Working alongside NSW Police, fisheries officers investigate illegal fishing activity and damage to marine life, but the small contingent of staff says they’re being threatened with knives, having guns pointed at their heads, and face daily incidents of abuse and aggression - with no means to protect themselves.
“Fisheries officers are being shot at, run down, they have fishing knives pulled on them, someone is going to get killed,” said Troy Wright; the Public Service Association Assistant General Secretary.
“The only equipment we have at our disposal in situations where we are being abused or attacked are batons and handcuffs which are practically archaic,” Mr Wright.
“We’re just asking to match our contemporaries in other jurisdictions like Victoria where they have modern regulations and powers of inspection and enforcement such as capsicum spray, stab-proof vests and body worn cameras.”
Fisheries officers are now taking industrial action, refusing to inspect trawlers without police assistance at night - with the union claiming the NSW government has failed to acknowledge, or act on their safety concerns.
The Department of Primary Industries (DPI) took the matter to the NSW Industrial Relations Commission on Wednesday, and the two parties have been ordered to return to the IRC for arbitration on October 18.
“In 2020 a fishing trawler called Coralynne was caught carrying 1.8 tonnes or $850 million worth of cocaine it had picked up from a larger ship in international waters; if fisheries officers had boarded this boat they might have been killed” Troy Wright said.
It’s this very scenario that veteran fisheries officer, and PSA delegate, Joe Wright fears.
He and his colleague once had a gun aimed at them when they were sitting in wait beside illegal fishing gear on the shoreline of a river after a tip-off from a member of the public.
“We can’t even use binoculars or cameras without the adjoining landowners permission - and often they’re the ones carrying out the illegal activity,” Mr Wright said.
“So we have to sit close to the illegal gear and wait for whoever owns it or is using it to return.
“So here we were - well outside mobile phone service - waiting when the landowner comes running down to us, and points a longarm rifle at our heads.
“We hightailed it out of there - and the man was eventually dealt with by authorities - but in that moment, we were sitting ducks.”
Mr Wright said the union has raised concerns with the department and NSW Agriculture Minister Tara Moriarty around what they see as a deterioration in regulations, and the effect it has had on staff.

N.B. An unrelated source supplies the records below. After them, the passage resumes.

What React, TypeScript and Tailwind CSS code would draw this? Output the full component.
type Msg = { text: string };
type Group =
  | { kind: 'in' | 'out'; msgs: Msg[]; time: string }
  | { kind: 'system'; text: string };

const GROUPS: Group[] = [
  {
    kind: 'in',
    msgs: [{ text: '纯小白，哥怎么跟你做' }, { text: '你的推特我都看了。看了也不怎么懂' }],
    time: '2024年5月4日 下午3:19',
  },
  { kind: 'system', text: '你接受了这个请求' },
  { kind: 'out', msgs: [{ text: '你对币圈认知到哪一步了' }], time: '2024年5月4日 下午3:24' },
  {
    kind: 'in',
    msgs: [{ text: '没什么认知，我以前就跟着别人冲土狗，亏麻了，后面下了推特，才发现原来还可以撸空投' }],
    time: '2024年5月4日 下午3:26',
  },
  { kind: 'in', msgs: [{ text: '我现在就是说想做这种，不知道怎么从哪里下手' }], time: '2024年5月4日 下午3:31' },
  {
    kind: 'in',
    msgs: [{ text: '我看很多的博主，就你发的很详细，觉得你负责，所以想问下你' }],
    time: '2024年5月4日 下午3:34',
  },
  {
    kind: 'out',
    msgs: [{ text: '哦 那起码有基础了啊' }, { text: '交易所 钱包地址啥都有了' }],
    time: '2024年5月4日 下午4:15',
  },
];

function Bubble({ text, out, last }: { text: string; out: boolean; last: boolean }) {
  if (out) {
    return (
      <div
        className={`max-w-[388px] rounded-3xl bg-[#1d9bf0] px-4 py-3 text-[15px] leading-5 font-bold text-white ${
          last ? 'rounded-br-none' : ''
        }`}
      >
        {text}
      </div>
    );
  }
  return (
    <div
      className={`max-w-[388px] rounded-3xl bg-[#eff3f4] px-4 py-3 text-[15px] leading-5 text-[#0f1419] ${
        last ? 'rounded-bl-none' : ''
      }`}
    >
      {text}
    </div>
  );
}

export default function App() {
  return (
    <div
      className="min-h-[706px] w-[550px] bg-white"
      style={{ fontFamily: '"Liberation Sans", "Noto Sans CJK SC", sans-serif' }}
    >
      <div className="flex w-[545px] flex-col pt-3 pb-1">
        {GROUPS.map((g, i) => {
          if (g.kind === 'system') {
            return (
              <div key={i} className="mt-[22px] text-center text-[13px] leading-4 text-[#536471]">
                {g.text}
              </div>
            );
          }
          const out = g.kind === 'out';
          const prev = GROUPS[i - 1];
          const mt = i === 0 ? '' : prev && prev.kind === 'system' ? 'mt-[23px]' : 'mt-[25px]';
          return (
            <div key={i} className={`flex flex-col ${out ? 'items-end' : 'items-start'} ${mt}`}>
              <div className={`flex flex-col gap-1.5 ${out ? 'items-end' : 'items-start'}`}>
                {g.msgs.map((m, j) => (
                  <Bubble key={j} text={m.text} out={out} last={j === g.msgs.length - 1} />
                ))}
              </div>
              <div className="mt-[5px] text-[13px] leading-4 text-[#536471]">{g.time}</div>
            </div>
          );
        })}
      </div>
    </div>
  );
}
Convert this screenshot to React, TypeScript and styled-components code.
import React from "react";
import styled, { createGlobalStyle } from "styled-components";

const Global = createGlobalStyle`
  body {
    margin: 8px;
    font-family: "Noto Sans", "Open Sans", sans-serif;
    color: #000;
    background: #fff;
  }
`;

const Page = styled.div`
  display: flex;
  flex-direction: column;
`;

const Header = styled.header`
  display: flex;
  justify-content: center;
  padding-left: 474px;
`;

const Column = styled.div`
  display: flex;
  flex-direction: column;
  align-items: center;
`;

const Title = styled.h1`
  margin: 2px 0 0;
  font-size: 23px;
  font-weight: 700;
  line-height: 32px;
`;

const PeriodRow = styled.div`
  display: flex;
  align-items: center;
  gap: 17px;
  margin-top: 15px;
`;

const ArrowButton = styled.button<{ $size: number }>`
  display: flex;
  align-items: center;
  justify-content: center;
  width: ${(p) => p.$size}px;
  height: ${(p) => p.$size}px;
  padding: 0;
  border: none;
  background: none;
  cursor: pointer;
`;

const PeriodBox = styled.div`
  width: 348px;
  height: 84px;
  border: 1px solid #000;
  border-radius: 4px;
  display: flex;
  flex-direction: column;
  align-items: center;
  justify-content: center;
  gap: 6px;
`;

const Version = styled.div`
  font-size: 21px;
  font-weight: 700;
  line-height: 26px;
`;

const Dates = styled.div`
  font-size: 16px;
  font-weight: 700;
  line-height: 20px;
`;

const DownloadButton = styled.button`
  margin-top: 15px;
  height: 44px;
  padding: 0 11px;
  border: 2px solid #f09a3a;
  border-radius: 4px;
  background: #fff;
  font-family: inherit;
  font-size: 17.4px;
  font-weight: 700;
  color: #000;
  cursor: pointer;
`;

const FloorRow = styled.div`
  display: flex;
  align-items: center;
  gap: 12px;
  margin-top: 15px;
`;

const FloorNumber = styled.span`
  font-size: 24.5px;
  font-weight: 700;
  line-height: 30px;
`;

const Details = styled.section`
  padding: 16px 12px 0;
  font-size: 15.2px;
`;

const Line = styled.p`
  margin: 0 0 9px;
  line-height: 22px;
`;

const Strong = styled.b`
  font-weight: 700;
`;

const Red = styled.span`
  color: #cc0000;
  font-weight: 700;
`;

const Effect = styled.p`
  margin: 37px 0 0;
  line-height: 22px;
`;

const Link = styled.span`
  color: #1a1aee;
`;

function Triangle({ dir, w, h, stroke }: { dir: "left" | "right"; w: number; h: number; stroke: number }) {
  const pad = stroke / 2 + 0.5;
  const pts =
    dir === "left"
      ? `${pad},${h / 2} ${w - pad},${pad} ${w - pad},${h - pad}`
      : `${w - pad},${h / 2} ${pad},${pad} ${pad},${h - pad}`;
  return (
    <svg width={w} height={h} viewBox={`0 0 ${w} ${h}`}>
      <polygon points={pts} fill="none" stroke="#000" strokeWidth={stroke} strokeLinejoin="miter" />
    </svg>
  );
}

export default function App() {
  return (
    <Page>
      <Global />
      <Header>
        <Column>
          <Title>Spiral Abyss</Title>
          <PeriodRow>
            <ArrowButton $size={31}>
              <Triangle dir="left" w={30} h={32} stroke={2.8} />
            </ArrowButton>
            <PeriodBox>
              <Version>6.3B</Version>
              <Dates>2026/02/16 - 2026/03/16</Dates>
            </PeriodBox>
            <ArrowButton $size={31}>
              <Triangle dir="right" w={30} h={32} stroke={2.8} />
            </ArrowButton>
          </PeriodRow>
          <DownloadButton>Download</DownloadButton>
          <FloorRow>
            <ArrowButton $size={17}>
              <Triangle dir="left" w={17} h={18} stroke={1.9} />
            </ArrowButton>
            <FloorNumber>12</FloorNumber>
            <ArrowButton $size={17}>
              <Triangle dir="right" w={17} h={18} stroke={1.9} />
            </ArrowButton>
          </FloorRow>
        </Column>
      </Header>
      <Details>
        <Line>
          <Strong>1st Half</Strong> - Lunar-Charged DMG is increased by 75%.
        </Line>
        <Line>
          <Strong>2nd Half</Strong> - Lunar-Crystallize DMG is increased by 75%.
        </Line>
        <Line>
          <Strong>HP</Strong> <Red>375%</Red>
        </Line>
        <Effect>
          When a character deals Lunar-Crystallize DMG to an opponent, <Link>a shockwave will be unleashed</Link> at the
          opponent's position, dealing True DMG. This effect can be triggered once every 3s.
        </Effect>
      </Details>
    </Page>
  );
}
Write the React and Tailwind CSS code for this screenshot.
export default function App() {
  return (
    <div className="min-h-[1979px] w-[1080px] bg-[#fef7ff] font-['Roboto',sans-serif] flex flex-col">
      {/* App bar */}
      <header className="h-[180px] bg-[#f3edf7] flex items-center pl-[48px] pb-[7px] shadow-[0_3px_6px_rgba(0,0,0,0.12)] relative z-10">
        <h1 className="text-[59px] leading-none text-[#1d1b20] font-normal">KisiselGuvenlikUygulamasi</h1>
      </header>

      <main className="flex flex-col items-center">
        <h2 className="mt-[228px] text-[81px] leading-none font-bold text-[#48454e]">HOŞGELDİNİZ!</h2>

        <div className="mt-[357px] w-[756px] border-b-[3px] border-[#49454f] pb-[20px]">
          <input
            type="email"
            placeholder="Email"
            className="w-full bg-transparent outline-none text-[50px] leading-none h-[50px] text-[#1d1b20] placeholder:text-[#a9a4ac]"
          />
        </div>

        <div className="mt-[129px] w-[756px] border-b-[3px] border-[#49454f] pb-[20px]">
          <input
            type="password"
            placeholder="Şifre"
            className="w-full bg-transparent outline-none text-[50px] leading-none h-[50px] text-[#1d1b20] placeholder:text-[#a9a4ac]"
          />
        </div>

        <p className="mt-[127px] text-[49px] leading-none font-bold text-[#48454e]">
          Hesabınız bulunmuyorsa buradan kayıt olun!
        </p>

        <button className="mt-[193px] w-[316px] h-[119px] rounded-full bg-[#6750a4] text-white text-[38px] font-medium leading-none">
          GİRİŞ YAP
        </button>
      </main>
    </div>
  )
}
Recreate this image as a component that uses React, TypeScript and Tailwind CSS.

“In other states, fisheries officers have access to car and boat licence records like police; they can find out if people are violent offenders and avoid dangerous situations, they can see if someone has a history of crimes against the environment - in NSW we can’t do that,” he said.
“In Victorian or Queensland to be a commercial fisher you need to pass a fit and proper person test, so if you have a prior history of crimes against the environment, or violent crimes you won’t get a licence.
“It’s an absolute joke, to flick a line in at the local wharf mums and dads have to pay for a licence and have it with them, but to run a commercial fishing operation you can have 15 people all pulling out hundreds of fish who have zilch paperwork.”
Fisheries officers have little power of investigation under the “antiquated” Fisheries Management Act 1994, Troy Wright said.
In other states officers can apply to a magistrate to put a tracking device on a boat, in NSW they cannot do that.
Changes to the Federal Telecommunications Act in 2014 saw officers lose their ability to apply for phone records - even though that’s been rectified in every other state and territory’s respective fisheries management legislation.
“We know drug traffickers have infiltrated the commercial industry, miles off the coast in the dead of night we need to board boats, yet unlike other states we don’t have a GPS vessel monitoring system for our commercial fishing fleet, one day fisheries officers will board a boat and they’ll get killed,” Mr Wright said.
“This is why the NSW fishing fleet is so appealing to drug traffickers to pick up cocaine shipments off the continental shelf.
A spokesperson for the Minister for Agriculture said the matter between the PSA and the Department of Primary Industries and is currently before the Industrial Relations Commission and proceedings are confidential.